* Start *
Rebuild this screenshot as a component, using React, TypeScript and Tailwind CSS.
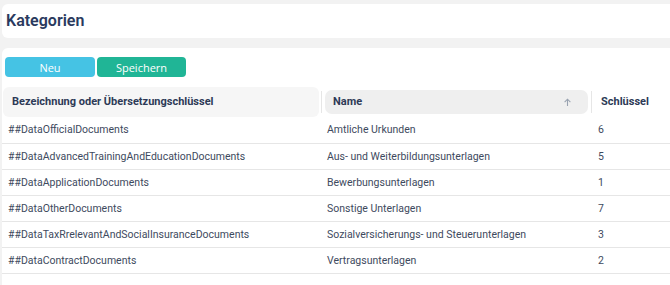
import React from "react";

const rows = [
  ["##DataOfficialDocuments", "Amtliche Urkunden", "6"],
  ["##DataAdvancedTrainingAndEducationDocuments", "Aus- und Weiterbildungsunterlagen", "5"],
  ["##DataApplicationDocuments", "Bewerbungsunterlagen", "1"],
  ["##DataOtherDocuments", "Sonstige Unterlagen", "7"],
  ["##DataTaxRrelevantAndSocialInsuranceDocuments", "Sozialversicherungs- und Steuerunterlagen", "3"],
  ["##DataContractDocuments", "Vertragsunterlagen", "2"],
];

export default function App() {
  return (
    <div
      className="h-[285px] overflow-hidden bg-[#f2f2f2] pt-[4px] pl-[2px]"
      style={{ fontFamily: "Roboto, 'Liberation Sans', sans-serif" }}
    >
      <div className="h-[34px] bg-white rounded-l-[6px] flex items-center pl-[4px]">
        <h1 className="text-[16px] font-semibold text-[#2a3a5e] leading-none">Kategorien</h1>
      </div>
      <div className="mt-[10px] bg-white rounded-tl-[6px] h-[240px]">
        <div className="flex gap-[2px] pt-[9px] pl-[3px]">
          <button
            className="w-[90px] h-[20px] rounded-[4px] bg-[#45c3e4] text-white text-[11px] leading-none"
            style={{ fontFamily: "'Open Sans', sans-serif" }}
          >
            Neu
          </button>
          <button
            className="w-[89px] h-[20px] rounded-[4px] bg-[#20b596] text-white text-[11px] leading-none"
            style={{ fontFamily: "'Open Sans', sans-serif" }}
          >
            Speichern
          </button>
        </div>
        <div className="mt-[10px]">
          <div className="grid grid-cols-[320px_270px_1fr] h-[30px] items-center">
            <div className="relative h-[30px] flex items-center">
              <div className="ml-[1px] mr-[3px] h-[30px] w-full bg-[#f6f6f6] rounded-[6px] flex items-center pl-[9px] text-[11px] font-bold text-[#2d3a56]">
                Bezeichnung oder Übersetzungschlüssel
              </div>
              <div className="absolute right-0 top-[4px] h-[22px] w-[1px] bg-[#e6e6e6]" />
            </div>
            <div className="relative h-[30px] flex items-center">
              <div className="ml-[3px] mr-[4px] h-[24px] w-full bg-[#efefef] rounded-[7px] flex items-center justify-between pl-[8px] pr-[16px] text-[11px] font-bold text-[#2d3a56]">
                <span>Name</span>
                <svg width="9" height="9" viewBox="0 0 10 10" fill="none" stroke="#98a2b0" strokeWidth="1.2">
                  <path d="M5 9V1.5M1.8 4.5L5 1.3l3.2 3.2" />
                </svg>
              </div>
              <div className="absolute right-0 top-[4px] h-[22px] w-[1px] bg-[#e6e6e6]" />
            </div>
            <div className="pl-[9px] text-[11px] font-bold text-[#2d3a56]">Schlüssel</div>
          </div>
          {rows.map((r, i) => (
            <div
              key={i}
              className={`grid grid-cols-[320px_270px_1fr] items-center border-b border-[#e6e6e6] text-[10.5px] text-[#3e4a5e] ${i === 0 ? "h-[27px]" : "h-[26px]"}`}
            >
              <div className="pl-[6px]">{r[0]}</div>
              <div className="pl-[5px]">{r[1]}</div>
              <div className="pl-[6px]">{r[2]}</div>
            </div>
          ))}
        </div>
      </div>
    </div>
  );
}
* End *
**EXERCISE GOAL:** Go from the first line of the data above to the line containing "import React from" and retype exactly those lines, both included, but none of the pictures.

**EXERCISE RESPONSE:**
Rebuild this screenshot as a component, using React, TypeScript and Tailwind CSS.
import React from "react";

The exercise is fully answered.